TASK BRIEF ->
Find every line containing the word "React" in the records below; report only how many there are.

EXTRACTED INFORMATION ->
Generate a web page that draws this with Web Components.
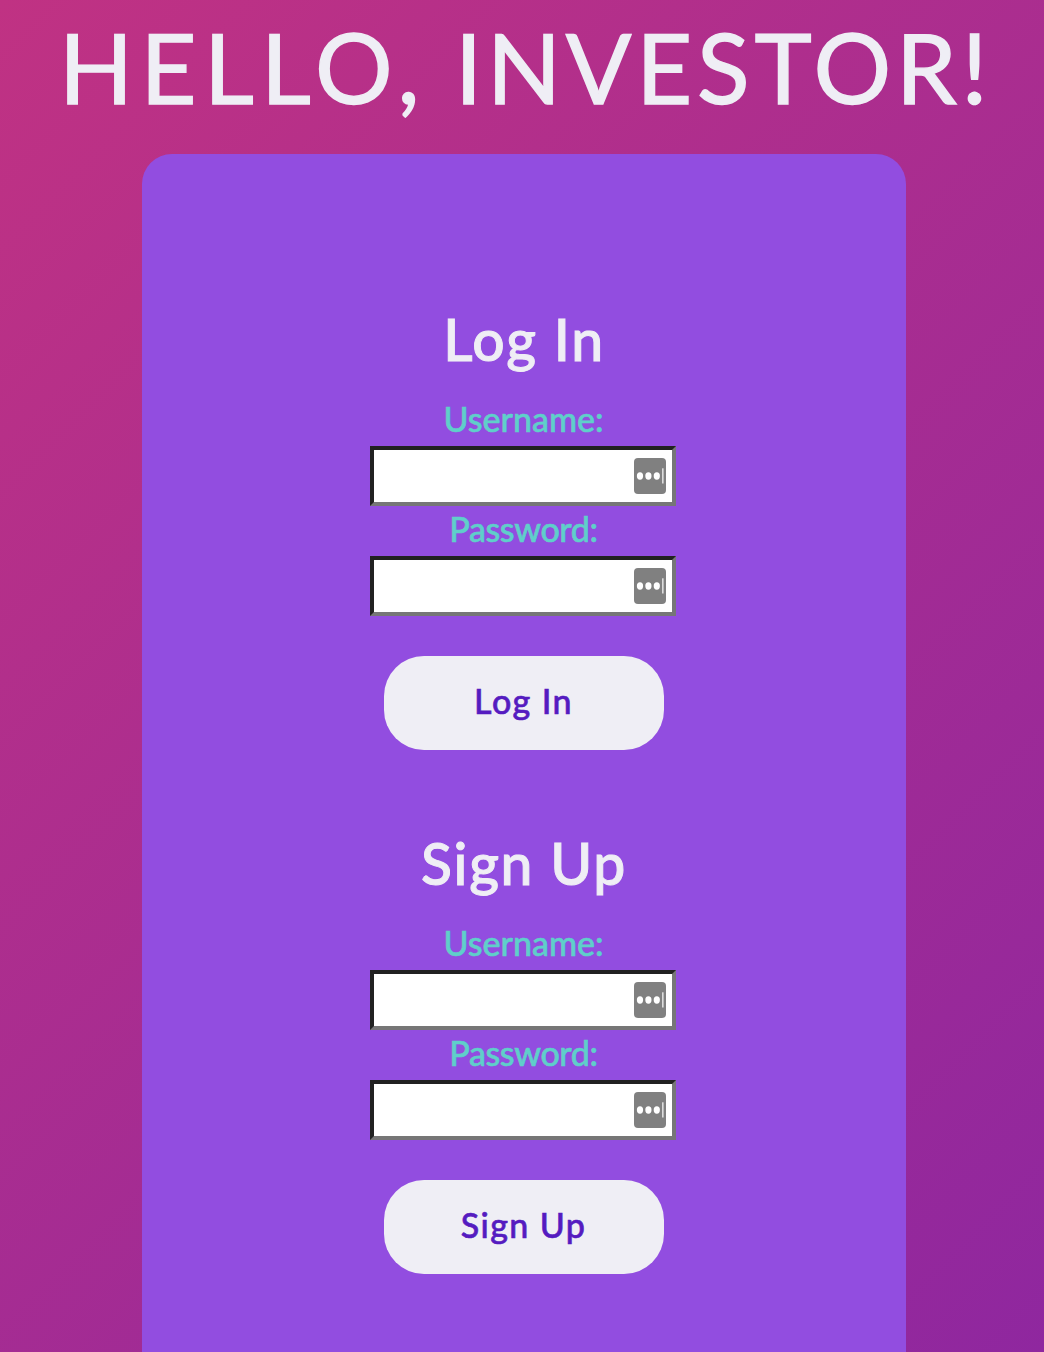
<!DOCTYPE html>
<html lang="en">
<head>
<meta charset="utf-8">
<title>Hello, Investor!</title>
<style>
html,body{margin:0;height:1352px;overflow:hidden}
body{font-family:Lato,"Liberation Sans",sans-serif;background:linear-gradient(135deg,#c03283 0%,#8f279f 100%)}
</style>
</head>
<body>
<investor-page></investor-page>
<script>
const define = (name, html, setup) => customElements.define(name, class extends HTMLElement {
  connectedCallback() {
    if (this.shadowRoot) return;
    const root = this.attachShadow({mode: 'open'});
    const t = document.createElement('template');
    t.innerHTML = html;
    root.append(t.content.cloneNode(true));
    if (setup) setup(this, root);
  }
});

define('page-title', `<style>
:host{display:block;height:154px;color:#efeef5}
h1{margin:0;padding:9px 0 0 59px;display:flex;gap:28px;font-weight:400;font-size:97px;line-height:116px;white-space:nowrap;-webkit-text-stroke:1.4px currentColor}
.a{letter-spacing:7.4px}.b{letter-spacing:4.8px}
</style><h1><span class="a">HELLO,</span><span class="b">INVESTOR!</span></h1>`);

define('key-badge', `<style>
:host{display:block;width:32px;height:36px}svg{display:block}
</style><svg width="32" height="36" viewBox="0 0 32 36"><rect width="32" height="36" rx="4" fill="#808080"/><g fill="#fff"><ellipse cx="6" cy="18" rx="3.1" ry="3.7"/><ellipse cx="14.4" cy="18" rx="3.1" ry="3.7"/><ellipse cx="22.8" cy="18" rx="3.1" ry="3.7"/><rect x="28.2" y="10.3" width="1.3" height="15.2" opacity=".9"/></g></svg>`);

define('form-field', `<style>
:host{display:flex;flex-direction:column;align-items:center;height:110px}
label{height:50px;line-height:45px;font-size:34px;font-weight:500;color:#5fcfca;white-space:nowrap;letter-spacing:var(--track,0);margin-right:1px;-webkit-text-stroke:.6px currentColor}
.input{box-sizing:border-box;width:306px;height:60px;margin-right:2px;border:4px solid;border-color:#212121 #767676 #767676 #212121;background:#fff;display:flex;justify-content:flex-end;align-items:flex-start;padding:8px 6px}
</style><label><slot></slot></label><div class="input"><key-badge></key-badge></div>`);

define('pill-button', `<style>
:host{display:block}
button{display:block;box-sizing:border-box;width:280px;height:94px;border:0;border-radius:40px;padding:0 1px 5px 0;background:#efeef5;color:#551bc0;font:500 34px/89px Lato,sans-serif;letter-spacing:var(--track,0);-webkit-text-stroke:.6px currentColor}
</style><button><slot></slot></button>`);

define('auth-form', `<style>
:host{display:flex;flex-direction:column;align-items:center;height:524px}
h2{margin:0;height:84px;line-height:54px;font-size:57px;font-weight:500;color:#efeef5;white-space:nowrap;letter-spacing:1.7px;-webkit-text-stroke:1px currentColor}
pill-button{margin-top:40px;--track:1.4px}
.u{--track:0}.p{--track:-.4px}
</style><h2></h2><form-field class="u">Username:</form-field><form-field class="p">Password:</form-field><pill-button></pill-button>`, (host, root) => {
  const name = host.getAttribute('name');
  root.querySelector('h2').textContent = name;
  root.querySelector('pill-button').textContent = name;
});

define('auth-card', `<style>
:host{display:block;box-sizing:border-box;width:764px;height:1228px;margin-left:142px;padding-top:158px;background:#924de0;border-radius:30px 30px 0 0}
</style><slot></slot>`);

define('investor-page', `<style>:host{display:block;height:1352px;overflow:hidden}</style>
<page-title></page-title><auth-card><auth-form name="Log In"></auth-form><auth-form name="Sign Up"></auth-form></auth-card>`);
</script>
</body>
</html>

--

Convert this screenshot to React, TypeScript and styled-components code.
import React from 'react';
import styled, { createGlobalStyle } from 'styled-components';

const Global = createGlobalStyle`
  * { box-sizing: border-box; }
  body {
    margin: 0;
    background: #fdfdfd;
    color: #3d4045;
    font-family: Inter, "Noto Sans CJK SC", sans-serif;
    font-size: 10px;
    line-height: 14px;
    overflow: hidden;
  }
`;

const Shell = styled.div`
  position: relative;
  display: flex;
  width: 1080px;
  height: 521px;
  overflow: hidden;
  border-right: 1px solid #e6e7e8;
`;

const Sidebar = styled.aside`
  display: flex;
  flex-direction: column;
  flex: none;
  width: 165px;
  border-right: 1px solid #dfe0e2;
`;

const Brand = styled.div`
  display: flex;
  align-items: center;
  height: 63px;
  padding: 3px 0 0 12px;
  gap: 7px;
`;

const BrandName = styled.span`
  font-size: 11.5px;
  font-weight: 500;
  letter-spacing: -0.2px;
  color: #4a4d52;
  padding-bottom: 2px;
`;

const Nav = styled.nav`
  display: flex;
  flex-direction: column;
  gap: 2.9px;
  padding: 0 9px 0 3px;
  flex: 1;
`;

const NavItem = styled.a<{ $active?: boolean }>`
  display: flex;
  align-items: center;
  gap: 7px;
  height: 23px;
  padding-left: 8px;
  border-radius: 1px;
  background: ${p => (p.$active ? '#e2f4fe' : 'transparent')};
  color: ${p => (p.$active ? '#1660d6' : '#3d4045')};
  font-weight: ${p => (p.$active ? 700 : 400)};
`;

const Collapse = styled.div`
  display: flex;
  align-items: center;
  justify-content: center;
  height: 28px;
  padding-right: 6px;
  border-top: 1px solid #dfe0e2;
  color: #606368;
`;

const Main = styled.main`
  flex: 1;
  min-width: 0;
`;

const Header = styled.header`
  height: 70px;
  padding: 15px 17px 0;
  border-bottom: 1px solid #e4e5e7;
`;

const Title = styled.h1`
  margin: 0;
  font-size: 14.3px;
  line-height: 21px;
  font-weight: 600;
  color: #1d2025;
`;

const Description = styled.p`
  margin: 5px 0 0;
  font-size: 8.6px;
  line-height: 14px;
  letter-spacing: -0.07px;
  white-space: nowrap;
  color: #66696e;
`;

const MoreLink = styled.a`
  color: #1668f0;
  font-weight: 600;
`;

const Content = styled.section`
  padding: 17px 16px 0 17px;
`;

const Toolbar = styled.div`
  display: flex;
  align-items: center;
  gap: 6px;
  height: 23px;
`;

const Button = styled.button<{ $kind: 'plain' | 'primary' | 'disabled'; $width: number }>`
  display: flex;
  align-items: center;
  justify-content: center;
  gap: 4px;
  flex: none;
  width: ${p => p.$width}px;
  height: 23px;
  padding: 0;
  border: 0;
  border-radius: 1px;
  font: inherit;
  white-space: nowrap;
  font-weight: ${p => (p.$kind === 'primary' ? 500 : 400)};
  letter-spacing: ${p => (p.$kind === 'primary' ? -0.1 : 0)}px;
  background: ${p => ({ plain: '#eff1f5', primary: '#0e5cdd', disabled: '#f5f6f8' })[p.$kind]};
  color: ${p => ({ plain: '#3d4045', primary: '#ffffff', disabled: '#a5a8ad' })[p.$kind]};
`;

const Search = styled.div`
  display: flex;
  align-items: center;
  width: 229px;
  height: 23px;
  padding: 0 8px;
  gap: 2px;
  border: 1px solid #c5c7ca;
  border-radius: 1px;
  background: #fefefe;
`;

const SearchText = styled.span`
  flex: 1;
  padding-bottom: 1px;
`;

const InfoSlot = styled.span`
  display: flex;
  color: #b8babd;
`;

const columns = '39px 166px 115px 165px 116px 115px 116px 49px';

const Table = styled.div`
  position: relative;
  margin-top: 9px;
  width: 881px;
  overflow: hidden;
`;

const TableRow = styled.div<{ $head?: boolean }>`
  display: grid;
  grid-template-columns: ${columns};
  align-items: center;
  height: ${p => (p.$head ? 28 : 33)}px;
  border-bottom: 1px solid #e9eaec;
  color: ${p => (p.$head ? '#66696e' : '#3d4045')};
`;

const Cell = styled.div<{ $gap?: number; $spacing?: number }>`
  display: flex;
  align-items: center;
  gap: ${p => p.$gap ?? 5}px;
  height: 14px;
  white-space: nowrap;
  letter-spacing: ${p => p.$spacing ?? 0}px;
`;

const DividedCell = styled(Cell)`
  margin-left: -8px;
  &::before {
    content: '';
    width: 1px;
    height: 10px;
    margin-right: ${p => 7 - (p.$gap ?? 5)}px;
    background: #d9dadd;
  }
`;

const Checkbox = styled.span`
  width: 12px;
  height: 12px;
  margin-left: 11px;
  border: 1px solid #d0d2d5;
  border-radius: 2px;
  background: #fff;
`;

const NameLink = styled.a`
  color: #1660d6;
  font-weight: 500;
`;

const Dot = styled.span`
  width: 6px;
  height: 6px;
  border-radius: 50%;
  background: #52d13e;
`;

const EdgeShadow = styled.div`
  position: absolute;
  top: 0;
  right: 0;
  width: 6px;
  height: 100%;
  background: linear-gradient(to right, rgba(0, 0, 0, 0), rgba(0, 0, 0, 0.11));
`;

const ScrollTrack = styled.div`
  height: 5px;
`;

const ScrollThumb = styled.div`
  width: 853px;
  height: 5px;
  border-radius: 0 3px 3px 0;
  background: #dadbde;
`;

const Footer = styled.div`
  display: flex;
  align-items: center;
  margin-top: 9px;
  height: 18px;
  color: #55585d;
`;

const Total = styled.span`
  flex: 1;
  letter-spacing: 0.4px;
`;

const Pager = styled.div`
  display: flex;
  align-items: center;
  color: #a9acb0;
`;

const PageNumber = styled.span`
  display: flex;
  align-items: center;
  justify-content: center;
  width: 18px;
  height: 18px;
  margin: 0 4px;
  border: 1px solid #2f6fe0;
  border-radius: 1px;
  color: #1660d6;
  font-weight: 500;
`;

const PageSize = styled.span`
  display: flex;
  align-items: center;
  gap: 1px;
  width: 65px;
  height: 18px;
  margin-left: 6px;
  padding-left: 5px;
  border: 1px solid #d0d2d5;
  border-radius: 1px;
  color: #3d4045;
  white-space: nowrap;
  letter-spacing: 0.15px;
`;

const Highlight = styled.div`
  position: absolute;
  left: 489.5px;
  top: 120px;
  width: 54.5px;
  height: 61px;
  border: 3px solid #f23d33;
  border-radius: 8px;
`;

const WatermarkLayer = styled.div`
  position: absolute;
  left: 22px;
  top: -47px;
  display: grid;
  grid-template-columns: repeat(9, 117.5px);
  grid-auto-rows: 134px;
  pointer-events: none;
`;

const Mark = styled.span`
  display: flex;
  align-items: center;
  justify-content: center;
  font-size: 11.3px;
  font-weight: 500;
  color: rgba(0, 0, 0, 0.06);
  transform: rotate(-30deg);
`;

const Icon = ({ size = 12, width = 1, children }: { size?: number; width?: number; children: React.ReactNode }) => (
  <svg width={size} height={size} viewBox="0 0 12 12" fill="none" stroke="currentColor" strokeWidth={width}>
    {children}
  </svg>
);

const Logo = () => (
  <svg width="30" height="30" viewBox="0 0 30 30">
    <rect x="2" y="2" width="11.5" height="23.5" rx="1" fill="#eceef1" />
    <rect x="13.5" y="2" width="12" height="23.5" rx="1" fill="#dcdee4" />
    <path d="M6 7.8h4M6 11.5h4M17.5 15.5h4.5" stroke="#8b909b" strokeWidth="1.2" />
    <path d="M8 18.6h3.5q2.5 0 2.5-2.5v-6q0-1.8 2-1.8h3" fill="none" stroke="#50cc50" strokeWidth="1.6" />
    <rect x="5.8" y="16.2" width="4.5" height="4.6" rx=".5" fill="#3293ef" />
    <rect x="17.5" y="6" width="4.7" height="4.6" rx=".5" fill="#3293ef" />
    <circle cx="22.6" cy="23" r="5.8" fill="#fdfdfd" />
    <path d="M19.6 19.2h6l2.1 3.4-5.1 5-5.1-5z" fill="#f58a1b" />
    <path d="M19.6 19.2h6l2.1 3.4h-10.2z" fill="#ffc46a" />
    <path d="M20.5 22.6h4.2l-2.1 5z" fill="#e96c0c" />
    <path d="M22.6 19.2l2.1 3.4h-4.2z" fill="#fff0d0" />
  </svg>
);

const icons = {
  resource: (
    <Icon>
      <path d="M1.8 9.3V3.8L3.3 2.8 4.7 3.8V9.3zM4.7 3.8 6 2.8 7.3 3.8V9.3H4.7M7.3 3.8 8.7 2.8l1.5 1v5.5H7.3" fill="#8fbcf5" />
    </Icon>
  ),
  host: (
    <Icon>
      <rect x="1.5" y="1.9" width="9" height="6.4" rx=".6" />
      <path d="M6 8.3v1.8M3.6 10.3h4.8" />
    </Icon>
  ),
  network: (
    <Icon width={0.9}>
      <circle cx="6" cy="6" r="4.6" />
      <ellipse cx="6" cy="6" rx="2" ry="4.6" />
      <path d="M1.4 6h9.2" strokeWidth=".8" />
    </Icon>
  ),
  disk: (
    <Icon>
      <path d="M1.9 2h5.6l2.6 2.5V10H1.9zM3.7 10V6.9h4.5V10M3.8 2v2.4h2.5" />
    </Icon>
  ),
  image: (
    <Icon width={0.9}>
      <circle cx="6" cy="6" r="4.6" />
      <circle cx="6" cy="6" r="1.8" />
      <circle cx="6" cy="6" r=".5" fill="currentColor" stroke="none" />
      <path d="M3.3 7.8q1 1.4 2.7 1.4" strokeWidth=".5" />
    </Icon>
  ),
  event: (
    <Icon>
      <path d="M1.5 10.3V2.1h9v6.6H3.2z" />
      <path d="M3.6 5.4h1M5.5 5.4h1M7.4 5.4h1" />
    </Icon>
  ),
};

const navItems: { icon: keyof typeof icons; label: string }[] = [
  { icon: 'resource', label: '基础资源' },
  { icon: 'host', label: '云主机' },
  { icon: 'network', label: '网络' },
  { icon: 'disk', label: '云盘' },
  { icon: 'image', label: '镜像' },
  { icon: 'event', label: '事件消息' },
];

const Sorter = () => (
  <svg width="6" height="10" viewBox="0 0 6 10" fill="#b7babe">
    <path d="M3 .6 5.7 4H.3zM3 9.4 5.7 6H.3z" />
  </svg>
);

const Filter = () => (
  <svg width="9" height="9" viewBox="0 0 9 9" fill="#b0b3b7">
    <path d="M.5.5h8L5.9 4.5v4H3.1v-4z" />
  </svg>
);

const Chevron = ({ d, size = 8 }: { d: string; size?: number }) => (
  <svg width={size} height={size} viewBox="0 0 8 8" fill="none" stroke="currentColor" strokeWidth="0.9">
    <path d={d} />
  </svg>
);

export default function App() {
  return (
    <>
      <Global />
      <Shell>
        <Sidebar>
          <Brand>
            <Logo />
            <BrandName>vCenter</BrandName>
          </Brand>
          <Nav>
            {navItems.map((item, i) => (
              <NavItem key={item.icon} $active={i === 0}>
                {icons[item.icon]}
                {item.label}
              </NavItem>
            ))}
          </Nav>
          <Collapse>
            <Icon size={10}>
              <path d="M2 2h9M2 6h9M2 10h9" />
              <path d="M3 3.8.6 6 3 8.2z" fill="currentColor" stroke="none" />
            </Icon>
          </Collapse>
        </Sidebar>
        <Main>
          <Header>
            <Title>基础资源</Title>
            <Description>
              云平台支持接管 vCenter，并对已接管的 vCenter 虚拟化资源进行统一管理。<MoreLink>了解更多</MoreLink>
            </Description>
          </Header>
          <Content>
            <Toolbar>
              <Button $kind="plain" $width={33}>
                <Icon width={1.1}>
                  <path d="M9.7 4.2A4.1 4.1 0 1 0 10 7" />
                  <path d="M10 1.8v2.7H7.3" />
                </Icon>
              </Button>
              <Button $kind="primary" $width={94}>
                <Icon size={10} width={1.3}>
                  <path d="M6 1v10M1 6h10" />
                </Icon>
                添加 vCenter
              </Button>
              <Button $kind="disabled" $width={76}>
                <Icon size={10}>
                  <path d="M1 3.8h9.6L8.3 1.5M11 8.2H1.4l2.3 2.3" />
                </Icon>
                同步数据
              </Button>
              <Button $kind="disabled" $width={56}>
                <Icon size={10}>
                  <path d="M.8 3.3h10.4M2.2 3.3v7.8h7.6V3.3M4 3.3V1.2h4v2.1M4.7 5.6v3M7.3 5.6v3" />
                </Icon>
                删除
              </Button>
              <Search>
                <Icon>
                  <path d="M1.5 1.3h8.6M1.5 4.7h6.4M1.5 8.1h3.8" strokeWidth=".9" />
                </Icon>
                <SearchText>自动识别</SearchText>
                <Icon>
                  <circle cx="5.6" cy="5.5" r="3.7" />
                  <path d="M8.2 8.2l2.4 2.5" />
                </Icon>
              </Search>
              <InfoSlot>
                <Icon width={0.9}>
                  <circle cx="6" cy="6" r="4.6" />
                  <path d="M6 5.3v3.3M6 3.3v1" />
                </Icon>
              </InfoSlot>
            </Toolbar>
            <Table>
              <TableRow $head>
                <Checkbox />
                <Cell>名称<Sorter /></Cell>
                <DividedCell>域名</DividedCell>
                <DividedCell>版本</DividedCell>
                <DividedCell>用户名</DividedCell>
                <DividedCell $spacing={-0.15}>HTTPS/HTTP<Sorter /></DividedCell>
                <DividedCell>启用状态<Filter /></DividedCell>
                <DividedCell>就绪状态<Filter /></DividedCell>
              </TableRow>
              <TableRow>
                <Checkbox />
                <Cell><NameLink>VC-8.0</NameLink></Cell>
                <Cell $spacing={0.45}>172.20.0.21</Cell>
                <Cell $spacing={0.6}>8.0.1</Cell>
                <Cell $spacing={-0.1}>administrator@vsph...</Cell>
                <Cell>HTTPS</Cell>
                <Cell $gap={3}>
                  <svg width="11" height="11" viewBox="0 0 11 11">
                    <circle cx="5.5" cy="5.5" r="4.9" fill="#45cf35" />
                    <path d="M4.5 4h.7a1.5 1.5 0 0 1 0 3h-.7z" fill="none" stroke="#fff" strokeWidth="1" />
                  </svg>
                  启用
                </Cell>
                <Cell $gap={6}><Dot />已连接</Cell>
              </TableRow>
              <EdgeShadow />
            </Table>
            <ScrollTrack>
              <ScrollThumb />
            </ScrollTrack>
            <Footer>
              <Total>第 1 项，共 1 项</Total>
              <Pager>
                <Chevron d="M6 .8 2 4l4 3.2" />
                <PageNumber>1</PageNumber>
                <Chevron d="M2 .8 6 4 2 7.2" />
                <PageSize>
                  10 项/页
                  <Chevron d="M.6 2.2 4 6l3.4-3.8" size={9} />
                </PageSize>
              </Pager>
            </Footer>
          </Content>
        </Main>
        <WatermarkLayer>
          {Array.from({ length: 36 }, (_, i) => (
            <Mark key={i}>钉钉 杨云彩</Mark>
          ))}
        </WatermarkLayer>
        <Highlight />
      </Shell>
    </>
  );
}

ANSWER TO THE TASK ->
3